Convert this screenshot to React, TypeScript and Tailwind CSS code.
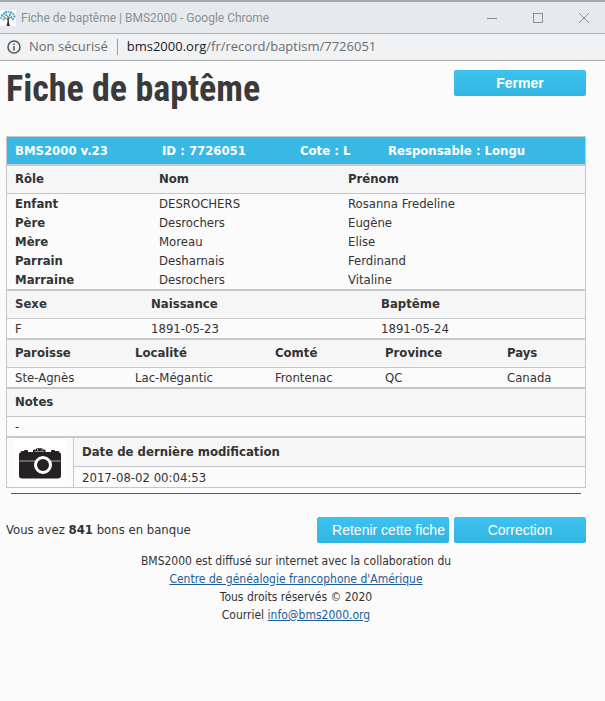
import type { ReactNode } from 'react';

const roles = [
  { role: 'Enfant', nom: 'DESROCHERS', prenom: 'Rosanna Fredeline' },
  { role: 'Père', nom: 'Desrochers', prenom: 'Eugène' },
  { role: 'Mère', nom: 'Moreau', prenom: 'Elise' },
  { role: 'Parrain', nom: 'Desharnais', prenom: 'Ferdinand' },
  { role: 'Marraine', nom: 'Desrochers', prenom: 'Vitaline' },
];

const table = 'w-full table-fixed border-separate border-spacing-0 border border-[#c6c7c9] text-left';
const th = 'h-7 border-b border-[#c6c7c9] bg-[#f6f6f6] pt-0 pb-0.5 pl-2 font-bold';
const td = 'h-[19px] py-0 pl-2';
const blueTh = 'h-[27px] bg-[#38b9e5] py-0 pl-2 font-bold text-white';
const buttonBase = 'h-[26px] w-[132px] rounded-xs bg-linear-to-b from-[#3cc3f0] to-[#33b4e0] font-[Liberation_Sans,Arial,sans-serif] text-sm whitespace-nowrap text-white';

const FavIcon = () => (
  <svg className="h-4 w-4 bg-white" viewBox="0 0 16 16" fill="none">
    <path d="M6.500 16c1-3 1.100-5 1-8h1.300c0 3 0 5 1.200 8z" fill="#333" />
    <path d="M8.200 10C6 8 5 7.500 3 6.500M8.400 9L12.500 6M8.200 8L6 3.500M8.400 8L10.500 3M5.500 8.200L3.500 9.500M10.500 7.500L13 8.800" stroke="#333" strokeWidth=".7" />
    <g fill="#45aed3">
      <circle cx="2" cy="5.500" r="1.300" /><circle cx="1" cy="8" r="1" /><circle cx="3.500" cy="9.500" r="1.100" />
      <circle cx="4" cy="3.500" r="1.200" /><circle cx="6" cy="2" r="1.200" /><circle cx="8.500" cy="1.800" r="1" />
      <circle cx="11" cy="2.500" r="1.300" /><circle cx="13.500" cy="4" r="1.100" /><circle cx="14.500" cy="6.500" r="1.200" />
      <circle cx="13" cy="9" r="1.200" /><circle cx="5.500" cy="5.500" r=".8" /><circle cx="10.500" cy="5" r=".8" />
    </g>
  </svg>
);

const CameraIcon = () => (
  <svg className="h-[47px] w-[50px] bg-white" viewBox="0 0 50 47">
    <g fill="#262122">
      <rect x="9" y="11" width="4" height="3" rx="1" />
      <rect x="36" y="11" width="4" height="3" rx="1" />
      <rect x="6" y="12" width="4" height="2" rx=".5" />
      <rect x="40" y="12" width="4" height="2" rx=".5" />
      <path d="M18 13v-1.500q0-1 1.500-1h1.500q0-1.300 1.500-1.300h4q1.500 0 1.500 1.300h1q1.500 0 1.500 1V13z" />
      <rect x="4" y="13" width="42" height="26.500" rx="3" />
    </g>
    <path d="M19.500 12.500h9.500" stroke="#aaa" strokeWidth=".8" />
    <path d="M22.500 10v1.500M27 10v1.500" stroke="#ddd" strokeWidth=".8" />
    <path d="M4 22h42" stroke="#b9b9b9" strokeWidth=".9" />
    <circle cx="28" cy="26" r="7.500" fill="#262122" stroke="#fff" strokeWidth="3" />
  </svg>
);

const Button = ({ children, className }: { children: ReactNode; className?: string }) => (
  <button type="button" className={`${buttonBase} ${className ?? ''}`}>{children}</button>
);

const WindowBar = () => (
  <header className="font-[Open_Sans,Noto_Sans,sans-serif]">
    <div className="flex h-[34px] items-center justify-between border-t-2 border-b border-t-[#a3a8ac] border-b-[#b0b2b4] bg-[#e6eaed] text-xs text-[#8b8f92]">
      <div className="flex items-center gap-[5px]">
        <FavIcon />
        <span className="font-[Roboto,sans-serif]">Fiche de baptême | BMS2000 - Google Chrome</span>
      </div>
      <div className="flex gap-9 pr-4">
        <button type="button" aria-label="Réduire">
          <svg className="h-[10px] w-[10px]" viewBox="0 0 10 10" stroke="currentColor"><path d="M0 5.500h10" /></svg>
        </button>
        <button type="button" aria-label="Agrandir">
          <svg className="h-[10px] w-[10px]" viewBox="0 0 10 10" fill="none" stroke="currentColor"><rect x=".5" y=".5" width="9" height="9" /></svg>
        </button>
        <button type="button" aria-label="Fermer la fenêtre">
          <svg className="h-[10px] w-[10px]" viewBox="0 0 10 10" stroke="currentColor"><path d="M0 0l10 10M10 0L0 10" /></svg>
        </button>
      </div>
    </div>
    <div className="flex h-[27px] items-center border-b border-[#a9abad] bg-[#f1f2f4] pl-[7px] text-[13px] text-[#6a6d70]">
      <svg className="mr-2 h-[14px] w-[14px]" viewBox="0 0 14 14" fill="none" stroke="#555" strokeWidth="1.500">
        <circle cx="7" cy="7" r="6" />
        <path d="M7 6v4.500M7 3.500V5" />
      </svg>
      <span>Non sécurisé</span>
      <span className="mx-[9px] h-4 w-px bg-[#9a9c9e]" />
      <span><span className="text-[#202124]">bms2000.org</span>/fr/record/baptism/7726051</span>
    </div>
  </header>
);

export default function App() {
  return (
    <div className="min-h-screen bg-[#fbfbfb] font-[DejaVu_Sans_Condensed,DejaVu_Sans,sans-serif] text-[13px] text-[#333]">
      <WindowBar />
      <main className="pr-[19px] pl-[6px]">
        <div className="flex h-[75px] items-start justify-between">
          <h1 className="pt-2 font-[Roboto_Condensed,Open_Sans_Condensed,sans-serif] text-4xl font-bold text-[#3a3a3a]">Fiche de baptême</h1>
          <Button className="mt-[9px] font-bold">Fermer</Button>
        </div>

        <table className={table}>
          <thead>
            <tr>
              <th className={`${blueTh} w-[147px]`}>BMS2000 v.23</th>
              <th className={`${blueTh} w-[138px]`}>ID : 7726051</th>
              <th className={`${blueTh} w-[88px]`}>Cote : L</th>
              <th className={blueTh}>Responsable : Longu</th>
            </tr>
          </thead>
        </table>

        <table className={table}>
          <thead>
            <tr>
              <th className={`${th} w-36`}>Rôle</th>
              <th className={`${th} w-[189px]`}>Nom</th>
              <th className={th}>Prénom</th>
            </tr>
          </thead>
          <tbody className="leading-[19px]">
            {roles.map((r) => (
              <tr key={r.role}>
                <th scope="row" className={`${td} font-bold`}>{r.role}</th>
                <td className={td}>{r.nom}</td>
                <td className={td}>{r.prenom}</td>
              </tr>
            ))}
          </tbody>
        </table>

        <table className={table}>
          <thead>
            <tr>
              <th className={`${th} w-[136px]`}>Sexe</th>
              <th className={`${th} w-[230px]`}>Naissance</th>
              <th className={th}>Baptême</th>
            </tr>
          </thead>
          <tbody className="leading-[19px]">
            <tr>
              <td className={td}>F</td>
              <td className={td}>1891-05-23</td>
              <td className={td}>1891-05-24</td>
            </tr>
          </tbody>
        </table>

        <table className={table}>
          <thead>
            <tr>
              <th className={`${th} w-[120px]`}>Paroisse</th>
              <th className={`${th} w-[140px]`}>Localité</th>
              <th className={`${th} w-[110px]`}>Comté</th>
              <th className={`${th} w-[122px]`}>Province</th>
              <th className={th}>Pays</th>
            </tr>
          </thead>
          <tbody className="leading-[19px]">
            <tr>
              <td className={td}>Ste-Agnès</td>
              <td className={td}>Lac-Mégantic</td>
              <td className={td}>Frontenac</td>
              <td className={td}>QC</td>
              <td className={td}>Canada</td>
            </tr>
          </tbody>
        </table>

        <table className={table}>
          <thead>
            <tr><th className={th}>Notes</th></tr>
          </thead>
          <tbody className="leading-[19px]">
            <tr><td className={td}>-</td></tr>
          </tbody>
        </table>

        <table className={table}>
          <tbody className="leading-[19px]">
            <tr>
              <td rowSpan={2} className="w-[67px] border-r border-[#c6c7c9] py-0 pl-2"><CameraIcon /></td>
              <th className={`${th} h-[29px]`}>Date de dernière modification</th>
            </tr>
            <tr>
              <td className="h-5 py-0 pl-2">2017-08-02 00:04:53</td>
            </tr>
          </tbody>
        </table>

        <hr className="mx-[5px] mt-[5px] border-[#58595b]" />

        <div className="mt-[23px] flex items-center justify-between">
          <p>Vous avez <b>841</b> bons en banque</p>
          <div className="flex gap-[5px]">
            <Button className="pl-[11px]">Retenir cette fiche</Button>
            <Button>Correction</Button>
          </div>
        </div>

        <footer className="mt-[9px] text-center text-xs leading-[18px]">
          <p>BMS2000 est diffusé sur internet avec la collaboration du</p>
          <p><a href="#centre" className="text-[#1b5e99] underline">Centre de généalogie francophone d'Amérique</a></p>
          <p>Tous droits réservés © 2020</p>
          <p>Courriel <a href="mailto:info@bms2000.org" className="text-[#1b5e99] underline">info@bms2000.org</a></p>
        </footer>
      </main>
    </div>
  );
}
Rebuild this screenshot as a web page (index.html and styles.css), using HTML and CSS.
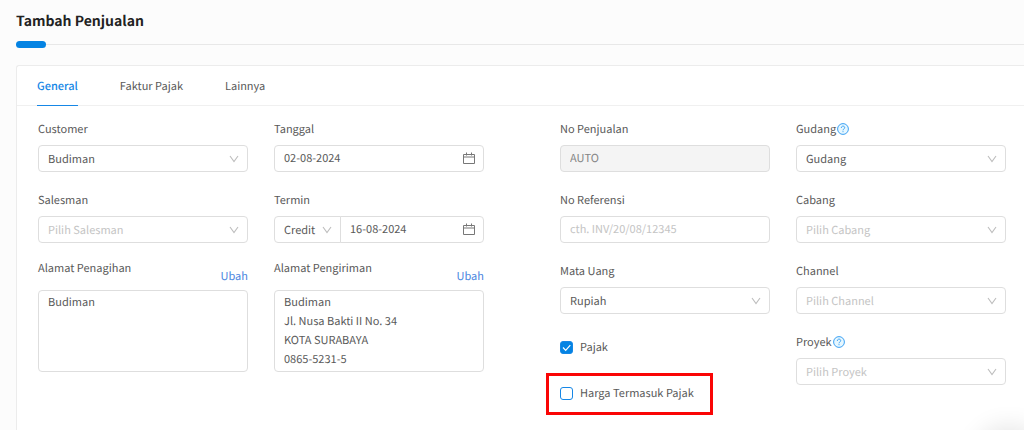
--------
* [Work instructions] Show each line in the entries that holds the string "screenshot".

* [Final answer]
Convert this screenshot to React, TypeScript and Tailwind CSS code.
Rebuild this screenshot as a web page (index.html and styles.css), using HTML and CSS.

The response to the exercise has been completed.